Companies like Submer, GRC, and Asperitas have already demonstrated viability in pilot projects. Even giants such as Microsoft, Meta, and Alibaba are conducting large-scale tests.

Why Isn’t It Widespread Yet?

Despite its benefits, immersion cooling currently accounts for less than 1% of global installed capacity.

Several barriers exist:

1. Ecosystem inertia: racks, servers, and data centers are designed for air, not liquids.
2. High initial costs: the upfront investment can be higher, although operational savings become clear in the medium term.
3. Non-standardized fluids: dielectric liquids are expensive, and consensus on durability and recycling is lacking.
4. Cultural risk aversion: companies hesitate to submerge critical hardware valued at millions of dollars.
5. Limited manufacturer support: major OEMs like Dell, HPE, and Supermicro are just beginning to certify immersion-ready equipment.

An Increasingly Inevitable Future

Physics doesn’t lie: air cannot dissipate the heat generated by future data centers. Therefore, immersion isn’t a passing trend but a technical necessity that will become dominant.

Forecasts suggest the immersion cooling market could grow annually by over 20% until 2030. However, this pace might be insufficient when compared to AI electricity consumption, which could multiply by three or four times before the end of the decade.

This raises a question: will industry adapt in time to prevent a “cooling crisis”?

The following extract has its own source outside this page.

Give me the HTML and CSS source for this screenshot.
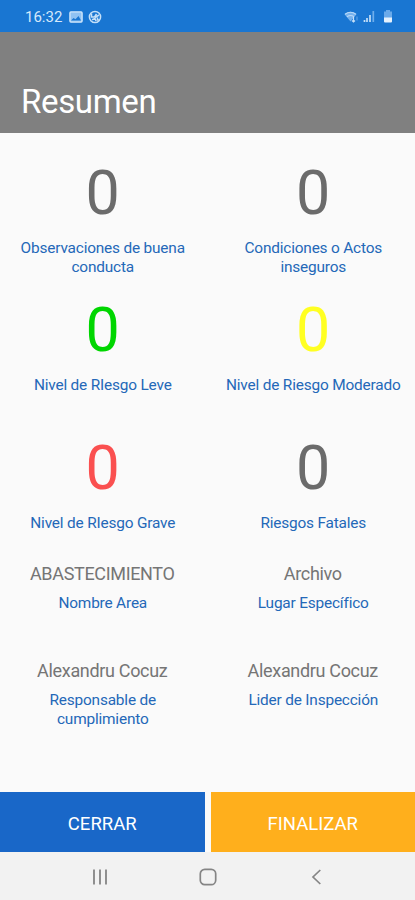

What’s Needed to Accelerate Adoption

To become standard, experts highlight several essential steps:

• Standardization of fluids and equipment, with clear standards to reduce perceived risks.
• Optimized hardware designs, built for immersion from the ground up, rather than retrofitted.
• Training technicians and operators capable of maintaining liquid infrastructures.
• Regulatory incentives, especially in Europe and the U.S., where climate targets pressure industry to improve energy efficiency.

Conclusion: The Future Is Already Underwater

Immersion cooling is the inevitable answer to the thermal challenges of AI, high-performance computing, and hyperscale cloud services. The question is no longer if it will be widely adopted but when and at what pace.

What today seems like an exotic technology will, in a few years, become an essential standard for keeping the digital economy running.

Frequently Asked Questions (FAQ) about Immersion Cooling

1. What’s the difference between traditional liquid cooling and immersion?
Conventional liquid cooling uses closed-loop water or glycol circuits that pass through cold plates on CPUs and GPUs. In contrast, immersion submerges entire equipment in dielectric fluids, achieving higher efficiency and eliminating fans.

2. How much does implementing immersion cooling cost?
Initial investments can be between 20% to 40% higher than air systems, but savings in electricity, maintenance, and space allow for recouping costs within 3-5 years, depending on data center density.

3. Is it safe for electronic equipment?
Yes. The fluids used are non-conductive and designed not to damage components. In fact, some studies indicate that server lifespan extends thanks to reduced vibrations and dust.

4. What is the environmental impact?
Highly positive: it reduces water consumption, improves energy efficiency, and facilitates heat recovery for heating systems or industrial processes.

5. When will it be widely adopted?
Analysts believe a turning point will occur between 2027 and 2030, driven by AI workloads and regulatory pressures.